Landlords should take appropriate steps to ensure the health and safety of tenants by keeping rented property safe and free from health hazards, including Legionnaires' Disease. Landlords must conduct a risk assessment of rented property to identify conditions that might support the growth and multiplication of the Legionella bacteria and also maintain ongoing control measures to minimise the risk.
This note provides a brief guide to what Legionella is and what landlords can do it identify and mitigate any risks in their rented property. Further advice is available from the Health & Safety Executive by following the attached link; http://www.hse.gov.uk/legionnaires/
What is Legionnaires' Disease?
Legionnaires' Disease is a potentially fatal form of pneumonia caused by the Legionella bacteria. The infection is contracted by inhaling small droplets of water contaminated by the bacteria which might have multiplied in water systems and storage tanks of residential property. The bacteria survives at low temperatures between 20-45 degrees Celsius and is killed at temperatures above 60 degrees.
In 2018, there were over 500 reported cases of Legionnaires’s disease in England and Wales however, estimates suggest that up to 1.5 million residential properties could be contaminated
Who should undertake an assessment?
There are a number of companies that undertake risk assessments of residential property, however there is no requirement under Health and Safety law for a landlord to provide a Legionnaires testing certificate. A landlord should be able to undertake such assessment themselves providing that they have a sufficient level of competence.
If a landlord intends to undertake an assessment themselves, they should take into account the entire water system to identify any potential sources of contamination. According to the Health and Safety Executive, an assessment should take into account whether;
- the water temperature in all or some parts of the system is between 20–45 °C.
- water is stored or re-circulated as part of your system.
- there are sources of nutrients such as rust, sludge, scale, organic matter and biofilms.
- the conditions are likely to encourage bacteria to multiply.
- it is possible for water droplets to be produced and, if so, whether they can be dispersed over a wide area, e.g. showers.
- whether any resident or visitor is more susceptible to infection due to age, illness, a weakened immune system etc and whether they could be exposed to any contaminated water droplets
In general, the risks from hot and cold water systems in most residential settings would be considered as being low owing to regular water usage and turnover. The risk is further lowered where instantaneous water heaters (for example combi boilers and electric showers) are installed because in such instances there is no water storage.
Once an assessment is undertaken, it is important to review it regularly and especially where there are any changes made to the water systems. While there is no legal requirement to document a risk assessment, it is probably prudent to do so.
Control measures – Landlords
Following completion of the risk assessment, landlords should implement ongoing control measures including;
- Ensuring that debris cannot get into the system by making sure that cold water tanks, if installed, have a tight-fitting lid.

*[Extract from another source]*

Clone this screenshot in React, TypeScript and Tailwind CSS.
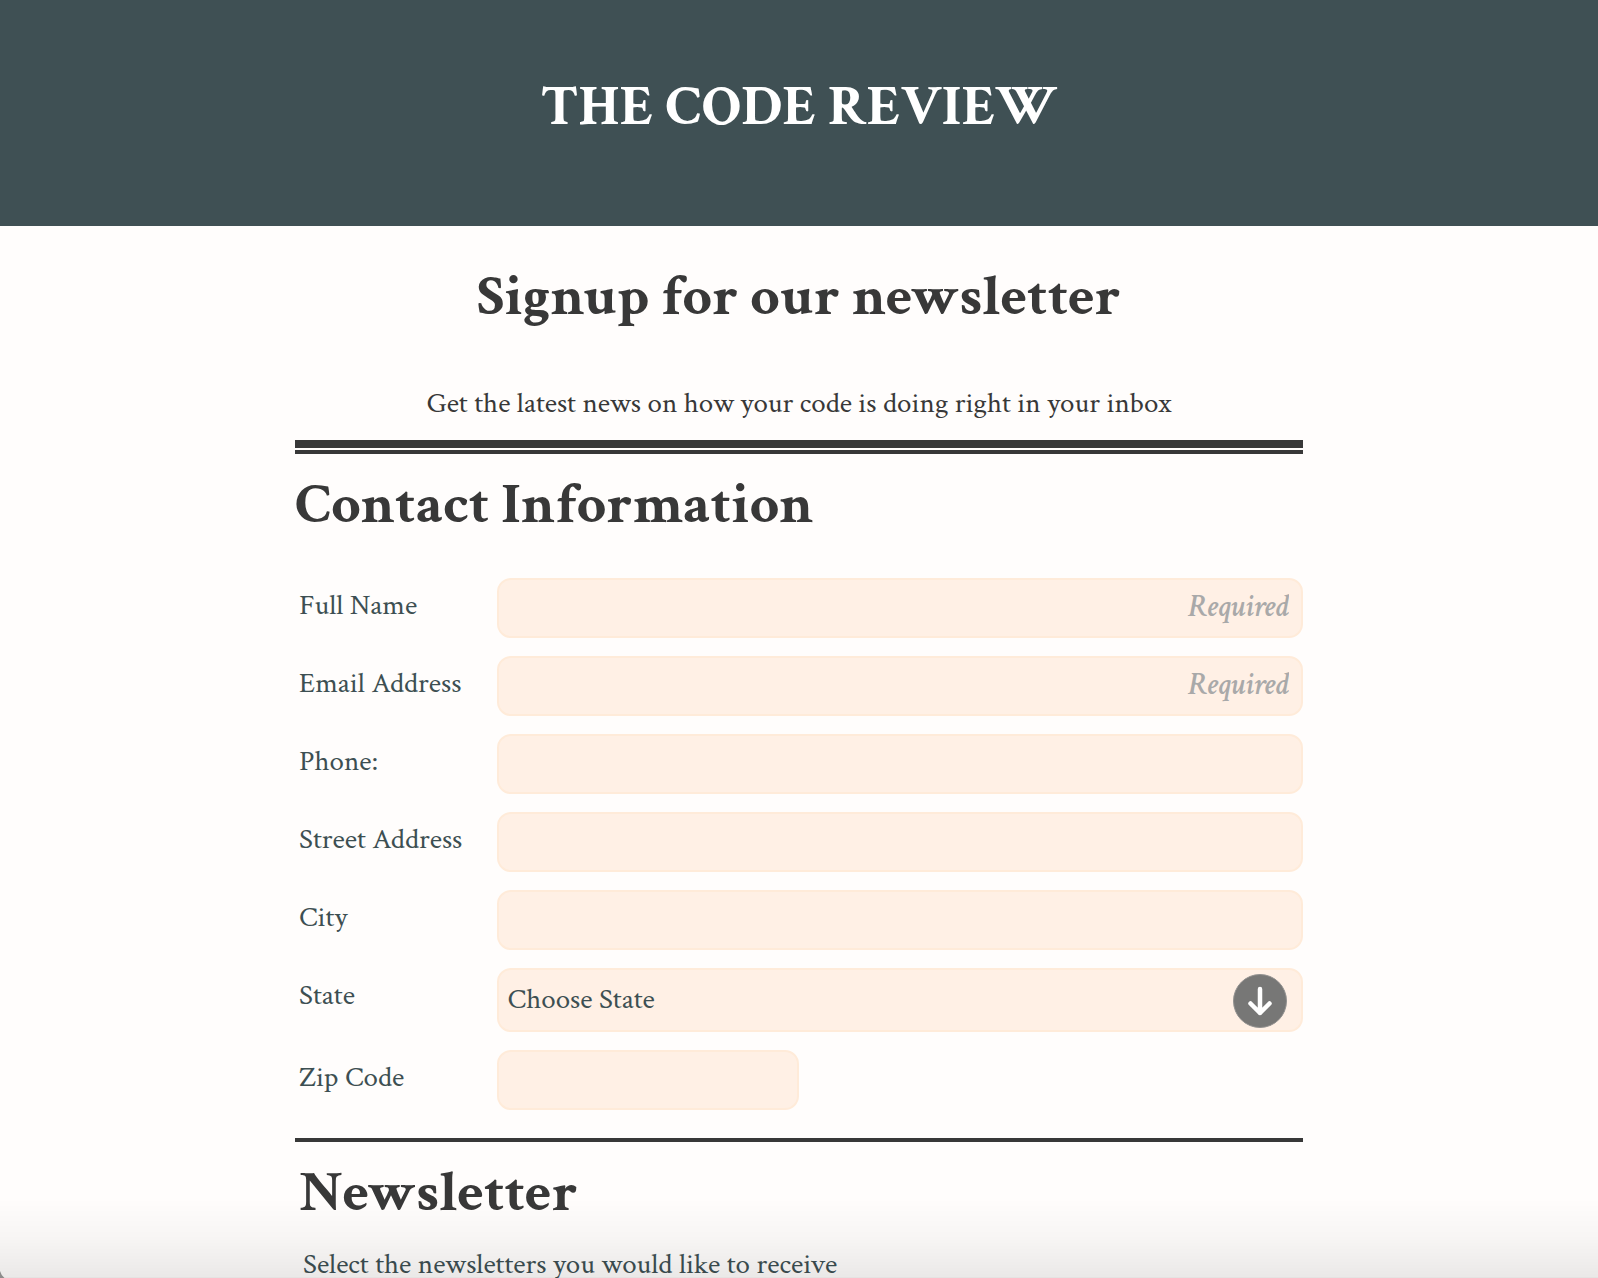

- Prior to the start of a new tenancy, run the water systems for a minimum of 2 minutes.
- Ensuring water cannot stagnate anywhere in the system by keeping pipe lengths as short as possible or removing redundant pipework
Control measures - Tenants
Tenants should be advised to undertake control measures including;
- Where a property has not been used for a period (for example during vacations) the water system should be flushed by running all outlets for at least 2 minutes.
- Setting controls so that the hot water is heated to and stored at 60°C
- Regularly clean, descale and disinfect shower heads.
Consequences of non-compliance.
The consequences of non-compliance can be serious. Landlords are legally required to manage properties so as not to expose tenants, residents and visitors to risk. Heavy fines or even imprisonment can be imposed especially if someone were to unfortunately die. Landlords can be prosecuted even if there is an exposure to risk without anyone actually becoming ill.
Important note for landlords – The above blog is provided for information purposes and guidance only and does not represent the full extent of legal obligations and duties placed on landlords. Landlords should seek appropriate advice and, where necessary, legal advice before renting property in the Private Rented Sector. The use of information provided in this blog is subject to the terms and conditions of use of our website.